[Records from a data source]
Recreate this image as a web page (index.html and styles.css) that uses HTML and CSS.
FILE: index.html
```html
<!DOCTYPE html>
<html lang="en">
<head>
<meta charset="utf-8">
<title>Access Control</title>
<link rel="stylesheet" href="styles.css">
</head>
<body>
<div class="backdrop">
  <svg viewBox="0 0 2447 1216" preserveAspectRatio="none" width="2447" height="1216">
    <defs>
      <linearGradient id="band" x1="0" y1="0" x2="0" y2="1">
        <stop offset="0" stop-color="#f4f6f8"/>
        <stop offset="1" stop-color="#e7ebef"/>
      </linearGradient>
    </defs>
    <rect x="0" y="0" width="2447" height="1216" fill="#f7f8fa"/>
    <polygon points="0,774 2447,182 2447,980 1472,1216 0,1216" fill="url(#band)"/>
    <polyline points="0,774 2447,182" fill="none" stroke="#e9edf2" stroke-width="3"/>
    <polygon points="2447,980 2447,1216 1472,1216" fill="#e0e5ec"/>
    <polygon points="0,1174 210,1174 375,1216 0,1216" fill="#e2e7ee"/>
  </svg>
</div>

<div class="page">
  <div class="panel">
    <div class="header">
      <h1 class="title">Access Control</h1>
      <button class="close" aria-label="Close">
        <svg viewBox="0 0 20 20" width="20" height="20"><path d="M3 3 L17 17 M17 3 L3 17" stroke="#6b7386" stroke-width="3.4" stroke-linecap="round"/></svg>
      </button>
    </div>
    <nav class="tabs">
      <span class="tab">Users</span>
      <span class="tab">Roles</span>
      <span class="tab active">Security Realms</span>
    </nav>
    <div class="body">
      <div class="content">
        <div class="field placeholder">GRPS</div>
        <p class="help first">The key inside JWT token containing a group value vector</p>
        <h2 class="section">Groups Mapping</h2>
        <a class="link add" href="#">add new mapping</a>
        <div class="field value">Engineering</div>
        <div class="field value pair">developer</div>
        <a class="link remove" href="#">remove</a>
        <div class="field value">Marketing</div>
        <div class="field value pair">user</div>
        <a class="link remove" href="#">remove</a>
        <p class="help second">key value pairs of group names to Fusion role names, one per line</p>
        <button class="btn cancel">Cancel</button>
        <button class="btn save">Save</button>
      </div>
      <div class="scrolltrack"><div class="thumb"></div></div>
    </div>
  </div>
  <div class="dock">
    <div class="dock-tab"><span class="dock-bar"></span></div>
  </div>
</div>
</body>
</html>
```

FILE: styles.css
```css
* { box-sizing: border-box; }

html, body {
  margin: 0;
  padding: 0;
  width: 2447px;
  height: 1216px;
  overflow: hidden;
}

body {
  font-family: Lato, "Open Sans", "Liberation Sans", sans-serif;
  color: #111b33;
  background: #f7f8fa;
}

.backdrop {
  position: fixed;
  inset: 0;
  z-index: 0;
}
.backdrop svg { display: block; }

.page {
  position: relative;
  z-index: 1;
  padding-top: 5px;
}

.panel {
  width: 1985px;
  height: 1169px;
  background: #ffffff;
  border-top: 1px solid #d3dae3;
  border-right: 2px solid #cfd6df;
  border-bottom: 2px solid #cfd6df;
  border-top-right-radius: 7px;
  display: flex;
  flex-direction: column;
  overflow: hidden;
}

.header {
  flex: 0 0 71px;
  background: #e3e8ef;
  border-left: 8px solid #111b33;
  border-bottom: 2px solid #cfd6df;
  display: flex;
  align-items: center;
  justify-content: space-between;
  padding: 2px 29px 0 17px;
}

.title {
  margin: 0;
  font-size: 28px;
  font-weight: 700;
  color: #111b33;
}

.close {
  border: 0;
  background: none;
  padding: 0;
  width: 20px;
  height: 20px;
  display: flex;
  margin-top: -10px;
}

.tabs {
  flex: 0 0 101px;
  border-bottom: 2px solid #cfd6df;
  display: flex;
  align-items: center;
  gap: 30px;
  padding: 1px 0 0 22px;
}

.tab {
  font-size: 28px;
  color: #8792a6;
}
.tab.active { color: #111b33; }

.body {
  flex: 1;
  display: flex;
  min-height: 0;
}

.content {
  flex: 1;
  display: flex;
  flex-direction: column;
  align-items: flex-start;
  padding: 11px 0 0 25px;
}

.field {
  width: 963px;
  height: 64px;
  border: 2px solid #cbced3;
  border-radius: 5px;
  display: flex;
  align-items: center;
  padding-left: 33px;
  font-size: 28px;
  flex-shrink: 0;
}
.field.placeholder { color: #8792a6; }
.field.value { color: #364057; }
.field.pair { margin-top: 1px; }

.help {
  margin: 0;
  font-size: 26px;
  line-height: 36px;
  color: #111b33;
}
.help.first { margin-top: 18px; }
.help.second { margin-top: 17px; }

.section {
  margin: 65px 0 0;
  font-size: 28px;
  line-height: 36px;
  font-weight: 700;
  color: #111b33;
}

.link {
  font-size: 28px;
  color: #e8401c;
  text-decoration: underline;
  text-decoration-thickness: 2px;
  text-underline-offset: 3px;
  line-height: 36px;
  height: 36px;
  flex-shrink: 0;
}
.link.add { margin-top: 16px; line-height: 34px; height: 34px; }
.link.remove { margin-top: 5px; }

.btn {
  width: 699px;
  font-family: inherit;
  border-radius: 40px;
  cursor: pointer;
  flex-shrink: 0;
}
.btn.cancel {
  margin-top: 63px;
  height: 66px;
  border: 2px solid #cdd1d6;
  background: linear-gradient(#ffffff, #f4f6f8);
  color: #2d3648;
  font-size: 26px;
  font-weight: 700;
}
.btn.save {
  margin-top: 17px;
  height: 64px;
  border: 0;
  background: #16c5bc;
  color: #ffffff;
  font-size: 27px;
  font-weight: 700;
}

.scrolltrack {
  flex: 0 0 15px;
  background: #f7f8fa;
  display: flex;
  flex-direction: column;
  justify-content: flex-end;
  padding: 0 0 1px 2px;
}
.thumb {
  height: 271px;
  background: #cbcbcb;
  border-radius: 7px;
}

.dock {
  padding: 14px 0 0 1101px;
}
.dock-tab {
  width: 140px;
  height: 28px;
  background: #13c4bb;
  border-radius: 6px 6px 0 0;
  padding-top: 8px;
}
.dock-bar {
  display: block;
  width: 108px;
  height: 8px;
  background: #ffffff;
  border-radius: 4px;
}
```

...

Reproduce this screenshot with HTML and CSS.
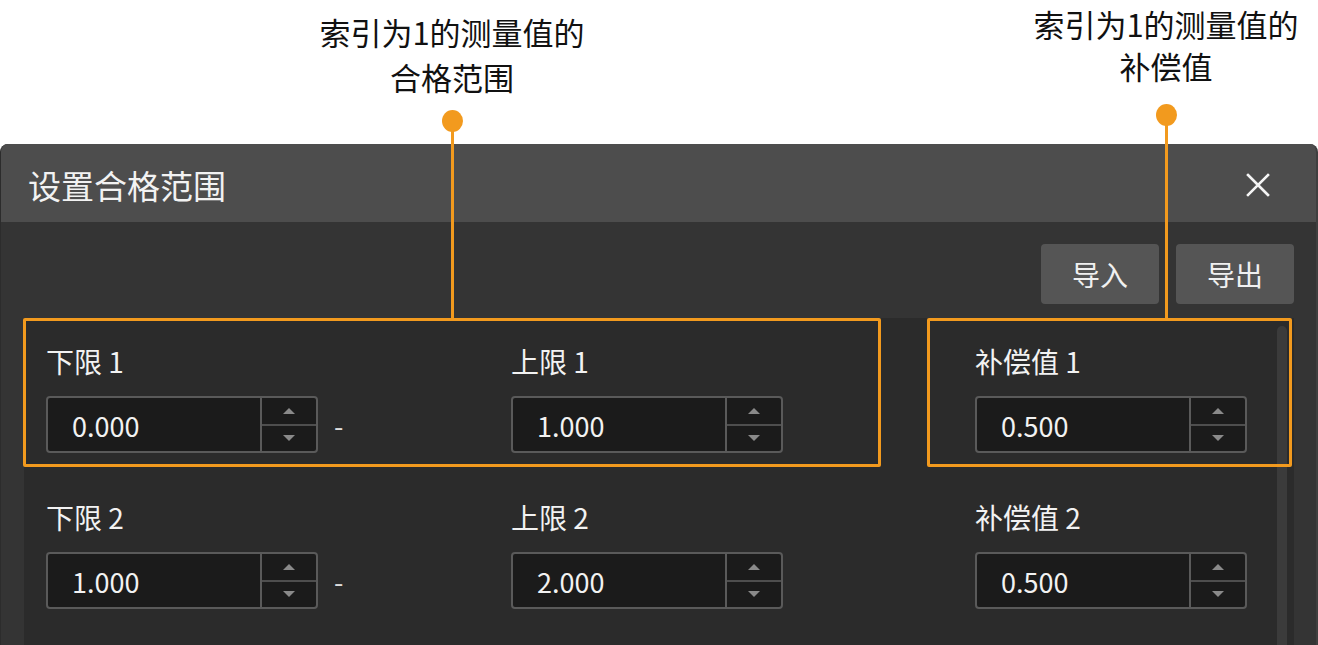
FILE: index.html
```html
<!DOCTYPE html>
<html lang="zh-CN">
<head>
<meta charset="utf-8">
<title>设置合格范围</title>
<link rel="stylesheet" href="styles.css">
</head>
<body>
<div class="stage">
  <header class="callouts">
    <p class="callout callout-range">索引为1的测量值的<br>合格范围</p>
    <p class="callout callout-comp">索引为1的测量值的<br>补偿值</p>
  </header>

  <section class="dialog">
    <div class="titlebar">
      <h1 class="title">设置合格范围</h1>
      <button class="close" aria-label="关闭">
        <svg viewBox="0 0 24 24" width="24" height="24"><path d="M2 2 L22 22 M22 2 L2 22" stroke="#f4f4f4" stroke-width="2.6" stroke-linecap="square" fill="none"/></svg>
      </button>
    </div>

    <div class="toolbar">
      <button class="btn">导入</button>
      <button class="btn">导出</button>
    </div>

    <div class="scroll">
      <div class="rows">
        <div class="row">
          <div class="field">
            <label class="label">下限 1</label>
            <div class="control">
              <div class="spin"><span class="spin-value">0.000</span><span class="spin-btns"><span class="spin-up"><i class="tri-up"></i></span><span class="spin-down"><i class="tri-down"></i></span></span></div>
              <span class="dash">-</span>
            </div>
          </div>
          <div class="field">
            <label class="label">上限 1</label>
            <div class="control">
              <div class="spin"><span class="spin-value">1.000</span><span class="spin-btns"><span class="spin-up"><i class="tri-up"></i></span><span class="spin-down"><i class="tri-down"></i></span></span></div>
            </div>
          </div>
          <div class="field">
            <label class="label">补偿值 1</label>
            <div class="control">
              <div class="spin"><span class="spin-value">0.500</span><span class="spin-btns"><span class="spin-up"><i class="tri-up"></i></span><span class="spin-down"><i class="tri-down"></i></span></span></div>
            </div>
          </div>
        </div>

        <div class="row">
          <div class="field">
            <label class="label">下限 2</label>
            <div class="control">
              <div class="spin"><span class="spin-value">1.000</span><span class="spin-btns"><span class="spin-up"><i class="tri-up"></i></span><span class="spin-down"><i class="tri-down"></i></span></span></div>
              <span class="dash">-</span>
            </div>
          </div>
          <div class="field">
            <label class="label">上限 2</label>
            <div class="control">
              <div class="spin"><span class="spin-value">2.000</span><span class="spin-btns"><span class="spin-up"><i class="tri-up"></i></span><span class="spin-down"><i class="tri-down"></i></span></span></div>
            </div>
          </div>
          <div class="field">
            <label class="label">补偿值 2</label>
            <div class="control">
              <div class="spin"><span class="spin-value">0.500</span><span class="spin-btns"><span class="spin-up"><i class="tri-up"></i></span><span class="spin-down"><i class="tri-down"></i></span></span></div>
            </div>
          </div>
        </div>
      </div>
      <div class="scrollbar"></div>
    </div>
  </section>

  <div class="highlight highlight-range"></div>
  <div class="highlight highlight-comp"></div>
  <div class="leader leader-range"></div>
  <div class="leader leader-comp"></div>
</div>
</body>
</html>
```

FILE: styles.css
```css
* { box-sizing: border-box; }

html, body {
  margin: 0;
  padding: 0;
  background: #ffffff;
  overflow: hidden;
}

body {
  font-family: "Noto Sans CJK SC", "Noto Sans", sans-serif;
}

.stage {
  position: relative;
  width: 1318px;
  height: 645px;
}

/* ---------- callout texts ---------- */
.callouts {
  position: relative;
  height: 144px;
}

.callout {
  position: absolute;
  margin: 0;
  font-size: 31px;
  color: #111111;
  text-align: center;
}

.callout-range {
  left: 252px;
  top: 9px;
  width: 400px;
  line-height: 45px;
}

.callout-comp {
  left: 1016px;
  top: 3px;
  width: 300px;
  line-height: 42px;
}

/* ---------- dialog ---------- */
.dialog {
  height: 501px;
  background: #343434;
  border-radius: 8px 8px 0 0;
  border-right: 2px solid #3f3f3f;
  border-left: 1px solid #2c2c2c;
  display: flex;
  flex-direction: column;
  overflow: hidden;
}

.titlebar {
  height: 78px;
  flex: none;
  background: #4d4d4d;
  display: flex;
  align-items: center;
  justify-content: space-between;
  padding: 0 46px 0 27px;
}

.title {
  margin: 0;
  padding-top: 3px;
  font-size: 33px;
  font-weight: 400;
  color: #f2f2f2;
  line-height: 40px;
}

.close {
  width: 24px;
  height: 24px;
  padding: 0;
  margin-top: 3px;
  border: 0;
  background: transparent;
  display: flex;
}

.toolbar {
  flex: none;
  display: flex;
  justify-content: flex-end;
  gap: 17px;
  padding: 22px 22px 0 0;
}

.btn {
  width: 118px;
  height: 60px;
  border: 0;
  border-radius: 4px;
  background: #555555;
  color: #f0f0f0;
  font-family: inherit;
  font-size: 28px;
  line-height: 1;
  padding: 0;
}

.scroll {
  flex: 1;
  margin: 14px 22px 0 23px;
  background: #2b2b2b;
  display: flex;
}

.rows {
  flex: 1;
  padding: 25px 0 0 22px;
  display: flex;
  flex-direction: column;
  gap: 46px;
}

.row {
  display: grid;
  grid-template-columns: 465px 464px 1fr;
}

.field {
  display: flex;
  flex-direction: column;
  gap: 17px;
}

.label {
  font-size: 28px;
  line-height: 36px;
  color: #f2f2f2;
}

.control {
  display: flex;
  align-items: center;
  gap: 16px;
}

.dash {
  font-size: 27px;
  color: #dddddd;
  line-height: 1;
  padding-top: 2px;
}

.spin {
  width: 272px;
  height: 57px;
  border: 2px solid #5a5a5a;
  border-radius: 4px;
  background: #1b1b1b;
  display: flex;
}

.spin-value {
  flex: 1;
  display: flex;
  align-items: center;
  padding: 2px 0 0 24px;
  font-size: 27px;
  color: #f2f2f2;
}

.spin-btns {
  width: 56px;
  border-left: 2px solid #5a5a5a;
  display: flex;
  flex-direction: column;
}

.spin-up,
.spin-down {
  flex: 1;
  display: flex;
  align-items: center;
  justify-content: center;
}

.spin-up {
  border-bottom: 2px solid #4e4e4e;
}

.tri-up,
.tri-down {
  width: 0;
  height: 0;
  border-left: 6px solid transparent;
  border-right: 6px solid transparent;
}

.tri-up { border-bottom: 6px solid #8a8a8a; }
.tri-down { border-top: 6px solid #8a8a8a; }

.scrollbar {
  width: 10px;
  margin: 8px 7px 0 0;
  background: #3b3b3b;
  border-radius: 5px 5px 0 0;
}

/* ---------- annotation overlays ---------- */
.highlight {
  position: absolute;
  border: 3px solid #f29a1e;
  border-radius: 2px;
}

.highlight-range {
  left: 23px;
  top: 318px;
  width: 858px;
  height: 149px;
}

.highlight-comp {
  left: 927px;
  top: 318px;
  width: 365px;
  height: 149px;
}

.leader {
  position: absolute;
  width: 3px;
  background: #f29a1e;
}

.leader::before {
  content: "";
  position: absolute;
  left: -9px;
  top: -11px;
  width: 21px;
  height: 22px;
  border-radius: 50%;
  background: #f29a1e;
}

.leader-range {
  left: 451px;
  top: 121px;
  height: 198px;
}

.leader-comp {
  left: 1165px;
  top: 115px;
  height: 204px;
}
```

---

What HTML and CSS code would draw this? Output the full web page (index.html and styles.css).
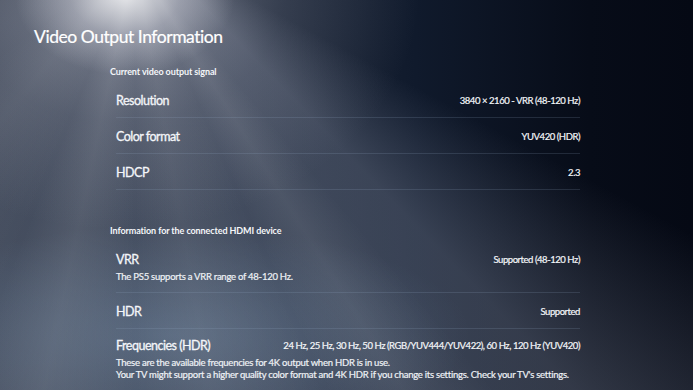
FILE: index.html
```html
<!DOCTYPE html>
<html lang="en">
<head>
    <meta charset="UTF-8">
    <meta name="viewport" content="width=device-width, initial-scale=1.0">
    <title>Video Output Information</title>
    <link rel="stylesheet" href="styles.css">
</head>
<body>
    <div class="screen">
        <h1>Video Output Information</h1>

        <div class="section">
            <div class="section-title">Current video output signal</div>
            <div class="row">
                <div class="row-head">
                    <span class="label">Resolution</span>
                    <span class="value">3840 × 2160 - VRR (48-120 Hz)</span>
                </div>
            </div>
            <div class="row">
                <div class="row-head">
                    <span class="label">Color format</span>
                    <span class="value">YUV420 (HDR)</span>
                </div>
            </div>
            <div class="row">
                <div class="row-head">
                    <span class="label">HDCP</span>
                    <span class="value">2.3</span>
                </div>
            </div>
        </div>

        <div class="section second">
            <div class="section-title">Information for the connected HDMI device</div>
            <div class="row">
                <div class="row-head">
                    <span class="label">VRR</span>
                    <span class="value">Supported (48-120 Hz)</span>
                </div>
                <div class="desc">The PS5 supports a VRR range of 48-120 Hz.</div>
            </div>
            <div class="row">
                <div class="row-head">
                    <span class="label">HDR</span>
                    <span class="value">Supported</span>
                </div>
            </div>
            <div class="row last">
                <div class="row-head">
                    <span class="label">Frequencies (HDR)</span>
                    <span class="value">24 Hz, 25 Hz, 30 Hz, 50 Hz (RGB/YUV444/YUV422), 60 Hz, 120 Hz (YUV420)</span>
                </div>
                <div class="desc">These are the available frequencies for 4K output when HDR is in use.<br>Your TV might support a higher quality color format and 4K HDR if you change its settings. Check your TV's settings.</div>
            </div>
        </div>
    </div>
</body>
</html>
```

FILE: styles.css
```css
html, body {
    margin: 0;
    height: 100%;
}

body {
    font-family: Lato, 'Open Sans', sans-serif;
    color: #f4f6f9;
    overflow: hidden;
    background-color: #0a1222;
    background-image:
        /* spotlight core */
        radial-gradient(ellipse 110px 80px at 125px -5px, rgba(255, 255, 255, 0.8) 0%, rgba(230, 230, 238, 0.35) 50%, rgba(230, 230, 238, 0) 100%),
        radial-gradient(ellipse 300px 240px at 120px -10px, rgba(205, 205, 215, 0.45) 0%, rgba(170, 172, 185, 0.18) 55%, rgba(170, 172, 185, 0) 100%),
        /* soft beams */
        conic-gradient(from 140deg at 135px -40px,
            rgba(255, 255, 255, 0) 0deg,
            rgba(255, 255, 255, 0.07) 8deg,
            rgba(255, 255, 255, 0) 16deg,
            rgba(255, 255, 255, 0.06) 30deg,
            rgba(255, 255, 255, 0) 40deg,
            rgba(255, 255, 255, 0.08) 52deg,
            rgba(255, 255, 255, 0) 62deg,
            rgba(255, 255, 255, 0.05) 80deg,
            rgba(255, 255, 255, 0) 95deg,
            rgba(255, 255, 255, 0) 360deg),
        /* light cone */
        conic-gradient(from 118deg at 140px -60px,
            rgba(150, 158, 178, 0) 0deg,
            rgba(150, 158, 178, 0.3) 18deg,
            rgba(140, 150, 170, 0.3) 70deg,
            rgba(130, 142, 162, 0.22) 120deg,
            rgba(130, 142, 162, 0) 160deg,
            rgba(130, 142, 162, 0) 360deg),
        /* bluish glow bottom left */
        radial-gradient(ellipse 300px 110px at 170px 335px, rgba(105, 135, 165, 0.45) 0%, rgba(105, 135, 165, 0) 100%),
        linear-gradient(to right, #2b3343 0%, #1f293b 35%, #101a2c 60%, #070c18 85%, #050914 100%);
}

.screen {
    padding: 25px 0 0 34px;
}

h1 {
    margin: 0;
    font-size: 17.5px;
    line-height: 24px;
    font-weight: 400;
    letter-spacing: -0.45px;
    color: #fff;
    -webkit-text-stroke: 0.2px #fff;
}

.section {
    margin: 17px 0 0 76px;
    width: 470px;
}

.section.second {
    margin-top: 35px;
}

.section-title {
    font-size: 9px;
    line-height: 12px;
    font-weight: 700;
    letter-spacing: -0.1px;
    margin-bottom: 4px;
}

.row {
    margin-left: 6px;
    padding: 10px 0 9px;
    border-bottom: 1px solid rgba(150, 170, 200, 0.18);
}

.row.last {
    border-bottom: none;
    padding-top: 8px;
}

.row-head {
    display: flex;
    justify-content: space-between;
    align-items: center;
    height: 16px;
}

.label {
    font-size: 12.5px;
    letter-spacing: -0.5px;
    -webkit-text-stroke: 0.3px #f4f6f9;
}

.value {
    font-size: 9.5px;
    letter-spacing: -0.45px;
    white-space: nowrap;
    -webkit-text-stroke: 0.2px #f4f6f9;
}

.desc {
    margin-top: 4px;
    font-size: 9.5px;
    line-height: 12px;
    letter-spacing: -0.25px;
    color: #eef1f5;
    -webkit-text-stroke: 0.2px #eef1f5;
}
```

Goal of the exercise:
Pick out all lines from the data above in which the word "index" appears.

Task output:
Recreate this image as a web page (index.html and styles.css) that uses HTML and CSS.
FILE: index.html
  z-index: 0;
  z-index: 1;
FILE: index.html
What HTML and CSS code would draw this? Output the full web page (index.html and styles.css).
FILE: index.html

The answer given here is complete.